Depending on the value of `n`, the decimal for `1/n` can take one of three forms:
Type A: It may terminate after a certain number of digits
for example `1/5 = 0.2 \ \ \ \ \ \ \ \ \ 1/16=0.0625 \ \ \ 1/25=0.04`
Type B: It may recur after a certain number of digits
for example `1/3 = 0.bar(3) \ \ \ \ \ \ \ \ 1/11=0.bar(09) \ \ \ \ \ \ 1/7=0.bar(142857)`
Type C: It may be "hybrid" ie start with some non-recurring digits, then continue with a certain number of recurring digits
for example `1/12 = 0.08bar(3) \ \ \ 1/55=0.0bar(18) \ \ \ \ 1/296=0.003bar(378)`
The question is, for a given value of n, how can we tell whether `1/n` will be of type A, type B or type C?
Here are a couple of tools to help you investigate this.
Below those are some questions with hints and answers to guide you.
Decimal for `1/n`: Type in n:
Prime factorisation Type in a whole number: ` `
The youngest group I have used this with was a class of very able Year 9s (13-14 year olds).
Some of the individual questions (eg Q3, Q5) could also be used as extension material after teaching the relevant topic.')
If you prefer to use a printed worksheet, a print-friendly version of the questions (without the hints and answers) is here: recdecs.pdf and a sheet listing the decimal expansion of `1/n` for values of `n` from 2 to 60 is here: recdeclist.pdf. Like nearly all the worksheets on this website, these are "hybrid" pdfs: if you open them with LibreOffice or OpenOffice you can edit them to meet your needs. If you use this material in any form, I would be interested to know how it goes - it is quite a challenging investigation. You can email me at firstname.lastname@example.org
1) What can you say about `n` if `1/n` is Type A (ie it terminates)? Can you explain your answer?
Think about the standard method for converting a decimal such as 0.025 into a fraction.
2) By factorising `n`, can you tell how many digits `1/n` will have before it terminates?
Think about the prime factorisation of 10, 100, 1000 etc.
3) Some specific questions for which you can check your answers:
(a) There are 7 values of `n` for which `1/n` terminates after 3 digits. Can you find them all?
8, 40, 200, 125, 250, 500, 1000
(b) For how many values of `n` will `1/n` terminate after 30 digits?
61 values of n
4) What type of number must `n` be for `1/n` to be of Type B?
Think about the standard method for converting a recurring decimal such as 0.090909... to a fraction.
5) Some more questions for which you can check your answers:
(a) For how many values of n does `1/n` consist of just 3 recurring digits? What are these values?
Five values: 27, 37, 111, 333, 999
(b) There are 6 values of n for which `1/n` consists of just 4 recurring digits. What are these values?

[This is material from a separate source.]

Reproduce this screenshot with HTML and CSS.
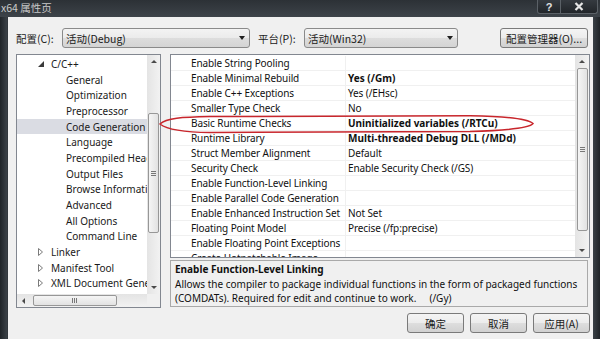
FILE: index.html
```html
<!DOCTYPE html>
<html lang="zh-CN">
<head>
<meta charset="utf-8">
<title>x64 属性页</title>
<link rel="stylesheet" href="styles.css">
</head>
<body>
<div class="frame">
  <div class="titlebar">
    <span class="title">x64 属性页</span>
    <div class="caption-btns">
      <span class="cbtn help">?</span>
      <span class="cbtn close"><svg width="10" height="9" viewBox="0 0 10 9"><path d="M1.5 1 L8.5 8 M8.5 1 L1.5 8" stroke="#e6e6e6" stroke-width="2.2"/></svg></span>
    </div>
  </div>
  <div class="client">
    <div class="toolbar">
      <span class="lbl lbl-config">配置(C):</span>
      <div class="combo combo-config"><span class="combo-text">活动(Debug)</span><i class="drop"></i></div>
      <span class="lbl lbl-platform">平台(P):</span>
      <div class="combo combo-platform"><span class="combo-text">活动(Win32)</span><i class="drop"></i></div>
      <button class="btn btn-manager">配置管理器(O)...</button>
    </div>

    <div class="main">
      <div class="tree">
        <div class="tree-items">
          <div class="node"><span class="twisty"><svg width="6" height="6" viewBox="0 0 6 6"><path d="M6 0 L6 6 L0 6 Z" fill="#3a3a3a"/></svg></span>C/C++</div>
          <div class="node child">General</div>
          <div class="node child">Optimization</div>
          <div class="node child">Preprocessor</div>
          <div class="node child selected">Code Generation</div>
          <div class="node child">Language</div>
          <div class="node child">Precompiled Headers</div>
          <div class="node child">Output Files</div>
          <div class="node child">Browse Information</div>
          <div class="node child">Advanced</div>
          <div class="node child">All Options</div>
          <div class="node child">Command Line</div>
          <div class="node"><span class="twisty"><svg width="5" height="8" viewBox="0 0 5 8"><path d="M0.5 0.5 L4.5 4 L0.5 7.5 Z" fill="none" stroke="#7a7a7a" stroke-width="1"/></svg></span>Linker</div>
          <div class="node"><span class="twisty"><svg width="5" height="8" viewBox="0 0 5 8"><path d="M0.5 0.5 L4.5 4 L0.5 7.5 Z" fill="none" stroke="#7a7a7a" stroke-width="1"/></svg></span>Manifest Tool</div>
          <div class="node"><span class="twisty"><svg width="5" height="8" viewBox="0 0 5 8"><path d="M0.5 0.5 L4.5 4 L0.5 7.5 Z" fill="none" stroke="#7a7a7a" stroke-width="1"/></svg></span>XML Document Generator</div>
        </div>
        <div class="vscroll tree-vscroll">
          <span class="sarrow up"></span>
          <span class="thumb vthumb tree-vthumb"><span class="grip-h"></span></span>
          <span class="sfill"></span>
          <span class="sarrow down"></span>
        </div>
        <div class="hscroll">
          <span class="sarrow left"></span>
          <span class="thumb hthumb"><span class="grip-v"></span></span>
          <span class="sfill"></span>
          <span class="sarrow right"></span>
        </div>
        <div class="corner"></div>
      </div>

      <div class="right">
        <div class="grid">
          <div class="rows">
            <div class="row"><span class="name">Enable String Pooling</span><span class="value"></span></div>
            <div class="row"><span class="name">Enable Minimal Rebuild</span><span class="value bold">Yes (/Gm)</span></div>
            <div class="row"><span class="name">Enable C++ Exceptions</span><span class="value">Yes (/EHsc)</span></div>
            <div class="row"><span class="name">Smaller Type Check</span><span class="value">No</span></div>
            <div class="row"><span class="name">Basic Runtime Checks</span><span class="value bold">Uninitialized variables (/RTCu)</span></div>
            <div class="row"><span class="name">Runtime Library</span><span class="value bold">Multi-threaded Debug DLL (/MDd)</span></div>
            <div class="row"><span class="name">Struct Member Alignment</span><span class="value">Default</span></div>
            <div class="row"><span class="name">Security Check</span><span class="value">Enable Security Check (/GS)</span></div>
            <div class="row"><span class="name">Enable Function-Level Linking</span><span class="value"></span></div>
            <div class="row"><span class="name">Enable Parallel Code Generation</span><span class="value"></span></div>
            <div class="row"><span class="name">Enable Enhanced Instruction Set</span><span class="value">Not Set</span></div>
            <div class="row"><span class="name">Floating Point Model</span><span class="value">Precise (/fp:precise)</span></div>
            <div class="row"><span class="name">Enable Floating Point Exceptions</span><span class="value"></span></div>
            <div class="row"><span class="name">Create Hotpatchable Image</span><span class="value"></span></div>
          </div>
          <div class="vscroll grid-vscroll">
            <span class="sarrow up"></span>
            <span class="thumb vthumb grid-vthumb"><span class="grip-h"></span></span>
            <span class="sfill"></span>
            <span class="sarrow down"></span>
          </div>
        </div>
        <div class="desc">
          <div class="desc-title">Enable Function-Level Linking</div>
          <div class="desc-text">Allows the compiler to package individual functions in the form of packaged functions<br>(COMDATs). Required for edit and continue to work.&nbsp;&nbsp;&nbsp;&nbsp;&nbsp;(/Gy)</div>
        </div>
      </div>
    </div>

    <div class="footer">
      <button class="btn btn-dlg">确定</button>
      <button class="btn btn-dlg">取消</button>
      <button class="btn btn-dlg">应用(A)</button>
    </div>
  </div>
</div>
<svg class="annot" width="600" height="339" viewBox="0 0 600 339">
  <path d="M160 124 C166 118 182 117 210 116.5 L470 115.8 C506 116.3 528 119 533 123.5 C529 128.5 505 130.5 470 131.5 L210 132.5 C184 132.3 167 129.5 160 124 Z" fill="none" stroke="#c8262c" stroke-width="1.5"/>
</svg>
</body>
</html>
```

FILE: styles.css
```css
html, body {
  margin: 0;
  padding: 0;
}
body {
  width: 600px;
  height: 339px;
  overflow: hidden;
  position: relative;
  background: #24292e;
  font-family: "Noto Sans", "Noto Sans CJK SC", sans-serif;
  font-size: 10px;
  color: #111;
}
.frame {
  height: 339px;
  box-sizing: border-box;
  padding: 0 7px 0 8px;
  display: flex;
  flex-direction: column;
  background: linear-gradient(to right, #1f2428 0, #3b4147 7px, #2a2f34 8px, #2a2f34 592px, #3a4046 593px, #1f2327 600px);
}
.titlebar {
  height: 17px;
  margin: 0 -7px 0 -8px;
  display: flex;
  justify-content: space-between;
  align-items: flex-start;
  background: linear-gradient(to bottom, #2c3136, #3d4349);
}
.title {
  padding: 1px 0 0 1px;
  font-family: "Noto Sans CJK SC", sans-serif;
  font-size: 10.5px;
  line-height: 14px;
  color: #c9c9c9;
}
.caption-btns {
  display: flex;
  margin-right: 2px;
}
.cbtn {
  height: 13px;
  display: flex;
  align-items: center;
  justify-content: center;
  border: 1px solid #5b6167;
  border-top: none;
  background: linear-gradient(to bottom, #353a40, #22262a);
  color: #e0e0e0;
  font-family: "Liberation Sans", sans-serif;
  font-weight: bold;
  font-size: 11px;
}
.help {
  width: 22px;
  border-radius: 0 0 0 3px;
}
.close {
  width: 36px;
  border-left: none;
  border-radius: 0 0 3px 0;
}
.client {
  flex: 1;
  min-height: 0;
  background: #f0f0f0;
  padding: 11px 3px 0 8px;
  display: flex;
  flex-direction: column;
}
.toolbar {
  height: 20px;
  display: flex;
  align-items: center;
}
.lbl {
  font-family: "Noto Sans CJK SC", sans-serif;
  font-size: 10.5px;
  color: #1a1a1a;
  width: 46px;
}
.lbl-platform {
  margin-left: 8px;
}
.combo {
  height: 20px;
  box-sizing: border-box;
  border: 1px solid #8a8a8a;
  border-radius: 3px;
  background: linear-gradient(to bottom, #f3f3f3 0, #ebebeb 50%, #dddddd 51%, #d4d4d4 100%);
  display: flex;
  align-items: center;
  justify-content: space-between;
  padding: 0 4px 0 3px;
}
.combo-config { width: 188px; }
.combo-platform { width: 154px; }
.combo-text {
  font-family: "Noto Sans CJK SC", sans-serif;
  font-size: 10.5px;
  color: #1a1a1a;
}
.drop {
  width: 0;
  height: 0;
  border-left: 3.5px solid transparent;
  border-right: 3.5px solid transparent;
  border-top: 4px solid #202020;
}
.btn {
  height: 20px;
  box-sizing: border-box;
  border: 1px solid #7a7a7a;
  border-radius: 3px;
  background: linear-gradient(to bottom, #f4f4f4 0, #ececec 50%, #dedede 51%, #d1d1d1 100%);
  font-family: "Noto Sans CJK SC", sans-serif;
  font-size: 10.5px;
  color: #1a1a1a;
  padding: 0;
  display: flex;
  align-items: center;
  justify-content: center;
}
.btn-manager {
  margin-left: 42px;
  width: 88px;
}
.main {
  margin-top: 6px;
  height: 254px;
  display: flex;
  gap: 9px;
}
.tree {
  width: 145px;
  box-sizing: border-box;
  border: 1px solid #828790;
  background: #fff;
  display: grid;
  grid-template-columns: minmax(0, 1fr) 13px;
  grid-template-rows: minmax(0, 1fr) 13px;
}
.tree-items {
  overflow: hidden;
  padding-top: 1px;
  white-space: nowrap;
}
.node {
  height: 15.7px;
  display: flex;
  align-items: center;
  padding-left: 21px;
  color: #1a1a1a;
}
.node.child {
  padding-left: 49px;
}
.node.selected {
  background: #dadce3;
}
.twisty {
  flex: none;
  width: 13px;
  display: flex;
  align-items: center;
}
.vscroll {
  min-height: 0;
  display: flex;
  flex-direction: column;
  align-items: center;
  background: linear-gradient(to right, #e4e4e4, #f2f2f2);
}
.hscroll {
  min-width: 0;
  display: flex;
  align-items: center;
  background: linear-gradient(to bottom, #e4e4e4, #f2f2f2);
}
.corner {
  background: #f0f0f0;
}
.sarrow {
  flex: none;
  width: 13px;
  height: 13px;
  display: flex;
  align-items: center;
  justify-content: center;
}
.sarrow::after {
  content: "";
  width: 0;
  height: 0;
}
.sarrow.up::after {
  border-left: 3px solid transparent;
  border-right: 3px solid transparent;
  border-bottom: 3px solid #4a4a4a;
}
.sarrow.down::after {
  border-left: 3px solid transparent;
  border-right: 3px solid transparent;
  border-top: 3px solid #4a4a4a;
}
.sarrow.left::after {
  border-top: 3px solid transparent;
  border-bottom: 3px solid transparent;
  border-right: 3px solid #4a4a4a;
}
.sarrow.right::after {
  border-top: 3px solid transparent;
  border-bottom: 3px solid transparent;
  border-left: 3px solid #4a4a4a;
}
.sfill {
  flex: 1;
}
.thumb {
  flex: none;
  box-sizing: border-box;
  border: 1px solid #979797;
  border-radius: 2px;
  display: flex;
  align-items: center;
  justify-content: center;
}
.vthumb {
  width: 11px;
  background: linear-gradient(to right, #f5f5f5, #e2e2e2);
}
.hthumb {
  height: 11px;
  background: linear-gradient(to bottom, #f5f5f5, #e2e2e2);
  margin-left: 3px;
  width: 84px;
}
.tree-vthumb {
  margin-top: 45px;
  height: 120px;
}
.grid-vthumb {
  margin-top: 0;
  height: 163px;
}
.grip-h {
  width: 5px;
  height: 5px;
  background: repeating-linear-gradient(to bottom, #777 0, #777 1px, transparent 1px, transparent 2px);
}
.grip-v {
  width: 6px;
  height: 5px;
  background: repeating-linear-gradient(to right, #777 0, #777 1px, transparent 1px, transparent 2px);
}
.right {
  width: 420px;
  display: flex;
  flex-direction: column;
}
.grid {
  height: 204px;
  box-sizing: border-box;
  border: 1px solid #828790;
  background: #fff;
  display: grid;
  grid-template-columns: minmax(0, 1fr) 14px;
  grid-template-rows: minmax(0, 1fr);
}
.rows {
  overflow: hidden;
  padding-top: 1px;
  letter-spacing: -0.1px;
}
.row {
  height: 15px;
  box-sizing: border-box;
  display: flex;
  align-items: center;
  border-bottom: 1px solid #f0f0f0;
  white-space: nowrap;
}
.name {
  flex: none;
  width: 175px;
  height: 100%;
  box-sizing: border-box;
  padding-left: 20px;
  border-right: 1px solid #f0f0f0;
  display: flex;
  align-items: center;
}
.value {
  padding-left: 2px;
}
.bold {
  font-weight: bold;
  letter-spacing: 0;
}
.desc {
  margin-top: 2px;
  width: 418px;
  height: 47px;
  box-sizing: border-box;
  border: 1px solid #a9a9a9;
  background: #f0f0f0;
  padding: 1px 0 0 4px;
  line-height: 14.5px;
  white-space: nowrap;
}
.desc-title {
  font-weight: bold;
}
.footer {
  margin-top: 5px;
  display: flex;
  justify-content: flex-end;
  gap: 6px;
}
.btn-dlg {
  width: 57px;
}
.annot {
  position: absolute;
  left: 0;
  top: 0;
  pointer-events: none;
}
```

101, 303, 909, 1111, 3333, 9999
6) What is the maximum number of recurring digits which `1/n` can have? Explain why this is.
Think about the method by which you convert a fraction like 1/13 to a decimal. How do you know when to stop because it is recurring?
7) List the values of n up to 20 which achieve this maximum value.
7, 17 and 19
(a) What type of number must `n` be for `1/n` to achieve its maximum number of digits?
(b) Do all values of n of this type achieve this maximum?
(c) If not, what can you say about the number of recurring digits?
For all three parts of this question, it is not too difficult to spot the answers. But proving them is more difficult - probably best to come back to that after you have done the rest of the questions.
9) What type of number must `n` be for `1/n` to be of Type C?
How can we describe numbers which are not of Type A or Type B?
10) There are 9 values of `n` for which `1/n` has 1 non-recurring digit followed by 2 recurring digits. Can you find them all?
22, 55, 110, 66, 165, 330, 198, 495, 990
11) If `1/m` is Type B with `x` recurring digits, and `1/n` is Type B with `y` recurring digits, what can you say about the number of recurring digits in `1/(mn)`? Explain why.
Try a few examples such as `1/7` and `1/101`, or `1/7` and `1/73`
(a) Go back to question 8 and prove the answers you gave there.
(b) For which primes `p` does `1/p` achieve the maximum number of recurring digits?
This question has never been answered completely - if you answer it you will become famous!